2. Galaxy Evolution and "AGN Feedback"
The energy extracted from supermassive black holes via these jets fundamentally shapes the evolution of galaxies. The jets shoot thousands of light-years into the interstellar medium, carrying the black hole's stolen rotational energy.
When these jets slam into the gas of the surrounding galaxy, they heat the gas and blow it outward. Since cold, dense gas is required to form new stars, these black hole jets effectively "quench" star formation. This mechanism, known as AGN feedback, explains why galaxies stop growing and regulates the maximum size a galaxy can achieve. Without the extraction of rotational energy from black holes, the universe would be filled with vastly different, hyper-massive galaxies.
3. Gamma-Ray Bursts (GRBs)
The extraction of rotational energy is also believed to play a role in long Gamma-Ray Bursts—the brightest electromagnetic events in the universe. When a massive, rapidly rotating star collapses into a black hole at the end of its life, the newly born black hole spins incredibly fast. The temporary extraction of its rotational energy via magnetic fields can power a jet that blasts through the dying star, producing a flash of high-energy radiation visible from billions of light-years away.
4. The Fate of the Universe (Superradiance)
In a theoretical, far-future scenario where the universe goes dark and all stars burn out, the Penrose process offers a final source of energy. Physicists have proposed the concept of a "Black Hole Bomb" through a process called superradiant scattering.
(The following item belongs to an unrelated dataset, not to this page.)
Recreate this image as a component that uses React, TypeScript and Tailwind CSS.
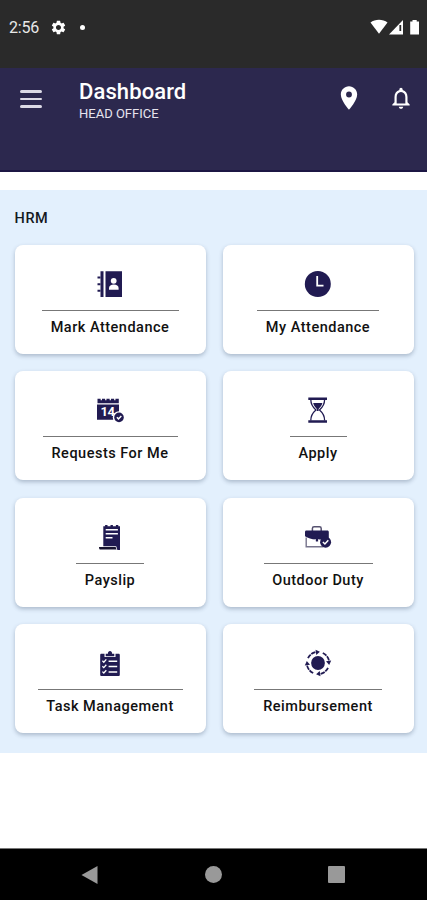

By shining electromagnetic waves into the ergosphere and trapping them with a mirrored shell, the waves would continuously extract rotational energy, amplifying themselves until the energy is harvested (or the mirror explodes).
While this borders on science fiction, it demonstrates that rotating black holes act as immense, locked batteries, holding vast reserves of energy that will persist long after the stars have faded.